Instructors who take instructor classes can learn in hours or days what it may take years to learn from direct experience. Most of us will never live long enough to gather all the information, knowledge, and skills necessary to become a competent defensive firearms instructor through direct experience alone. While I think direct experience is a huge benefit to an instructor that can provide some insights that can’t otherwise be learned, it alone is likely not enough possible due to multiple variables. Some of the best lesson plans being taught today incorporate tactics and techniques that were taught hundreds of years ago.
I credit my completing instructor classes under John Farnam, Bennie Cooley, Jr., Tom Givens, Karl Rehn, Ed Monk, Chuck Haggard, and Jerry Wetzel for making me a significantly better instructor than I would have been otherwise. Much of what and how I teach was learned through them, and combined with my own direct experience makes me far more prepared to develop and effectively implement lesson plans. In the words of author Michael P. Ghiglieri: “Imitation is a lot cheaper that inventive genius”.
In every class that we teach I keep in the back of my mind that one of the students in that class may someday be involved in an encounter that brings them into contact with law enforcement and the legal system. I want that student to be as prepared as possible to successfully navigate those waters. If something that we taught or said gets introduced in the courtroom, I want to be able to defend it if needed by being able to prove that it was both correct and reasonable under the circumstances. I am unable to remember the number of times I heard something in an instructor class that made me aware of something that I did not know or had not considered, or in some cases, represented a far better articulation of something that I did know. My lesson plans over the years have been revised multiple times as a result.

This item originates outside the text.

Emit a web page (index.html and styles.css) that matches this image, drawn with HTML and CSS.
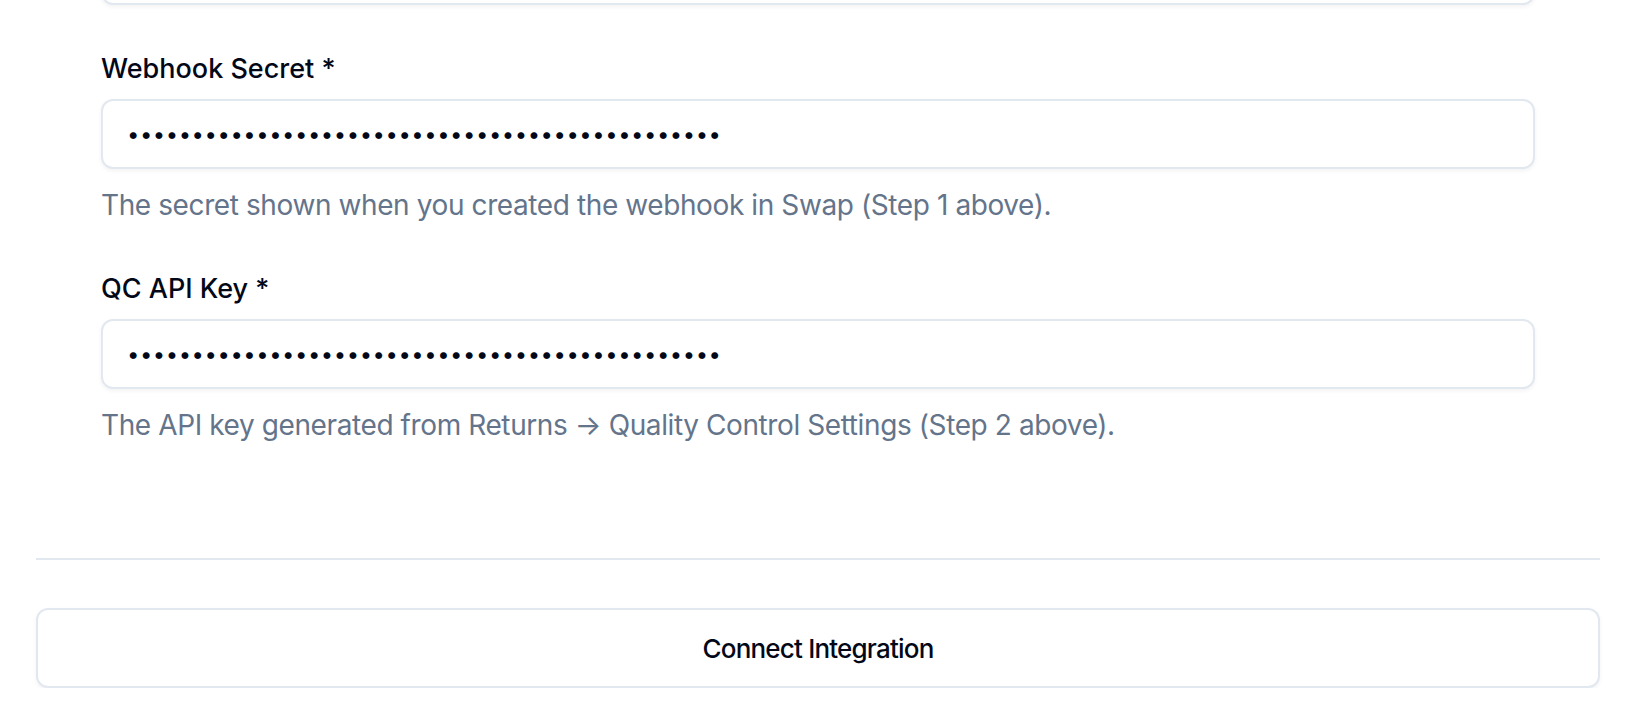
FILE: index.html
```html
<!DOCTYPE html>
<html lang="en">
<head>
<meta charset="utf-8">
<title>Connect Integration</title>
<link rel="stylesheet" href="styles.css">
</head>
<body>
<div class="panel">
  <form class="form">
    <div class="field field-prev">
      <input class="input" type="text" value="" aria-label="Previous field">
    </div>
    <div class="field">
      <label class="label" for="secret">Webhook Secret *</label>
      <input class="input" id="secret" type="password" value="abcdefghijklmnopqrstuvwxyzabcdefghijklmnopqrst">
      <p class="hint">The secret shown when you created the webhook in Swap (Step 1 above).</p>
    </div>
    <div class="field">
      <label class="label" for="apikey">QC API Key *</label>
      <input class="input" id="apikey" type="password" value="abcdefghijklmnopqrstuvwxyzabcdefghijklmnopqrst">
      <p class="hint">The API key generated from Returns → Quality Control Settings (Step 2 above).</p>
    </div>
  </form>
  <div class="footer">
    <button class="btn" type="button">Connect Integration</button>
  </div>
</div>
</body>
</html>
```
FILE: styles.css
```css
* { box-sizing: border-box; }
html, body { margin: 0; padding: 0; background: #ffffff; }
body {
  font-family: Inter, "Noto Sans", "Liberation Sans", sans-serif;
  color: #0f172a;
  overflow: hidden;
}
.panel {
  width: 1564px;
  margin-left: 36px;
}
.form {
  display: flex;
  flex-direction: column;
  gap: 46px;
  padding: 0 65px 113px;
}
.field {
  display: flex;
  flex-direction: column;
}
.field-prev {
  margin-top: -65px;
}
.label {
  font-size: 27px;
  font-weight: 500;
  line-height: 36px;
  margin-bottom: 12px;
  color: #020817;
}
.input {
  display: block;
  width: 100%;
  height: 70px;
  border: 2px solid #e2e8f0;
  border-radius: 12px;
  background: #fff;
  box-shadow: 0 2px 4px rgba(15, 23, 42, 0.05);
  padding: 0 24px;
  font-family: Inter, "Noto Sans", sans-serif;
  font-size: 22px;
  letter-spacing: 0.55px;
  color: #020817;
  outline: none;
}
.hint {
  margin: 16px 0 0;
  font-size: 28px;
  line-height: 40px;
  letter-spacing: -0.4px;
  color: #64748b;
}
.footer {
  border-top: 2px solid #e2e8f0;
  padding-top: 48px;
}
.btn {
  display: flex;
  align-items: center;
  justify-content: center;
  width: 100%;
  height: 80px;
  border: 2px solid #e2e8f0;
  border-radius: 12px;
  background: #fff;
  box-shadow: 0 2px 4px rgba(15, 23, 42, 0.05);
  font-family: Inter, "Noto Sans", sans-serif;
  font-size: 26px;
  font-weight: 500;
  letter-spacing: -0.8px;
  color: #020817;
  cursor: pointer;
}
```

In my sole opinion, taking one or two instructor or instructor development courses does not make me a subject matter expert on a topics like high-risk entry, force-on-force, active shooter response, or empty hand knife defense. My company offers a Church Security Team Instructor/Leader Development course in which we provide our students with a copy of our lesson plan and PowerPoint Program at the end of the class that serves as a template that they may use and revise as they see fit based upon our nearly sixty cumulative years of defensive firearms training experience plus fifteen years of cumulative church security experience in which two of us spent much of that time in team leadership roles. The instructor classes that we attended were all taught by nationally-known trainers whose experience in their disciplines matched or exceeded ours.
I think the greatest gift a firearms trainer can give to themselves is to take as many firearms (or related disciplines) instructor classes as they can. There is a reason that one of the greatest firearm trainers I know who probably teaches more instructor classes each year than anyone else still takes instructor classes too. If Tom Givens thinks it is a good idea to take those classes, then it probably it is.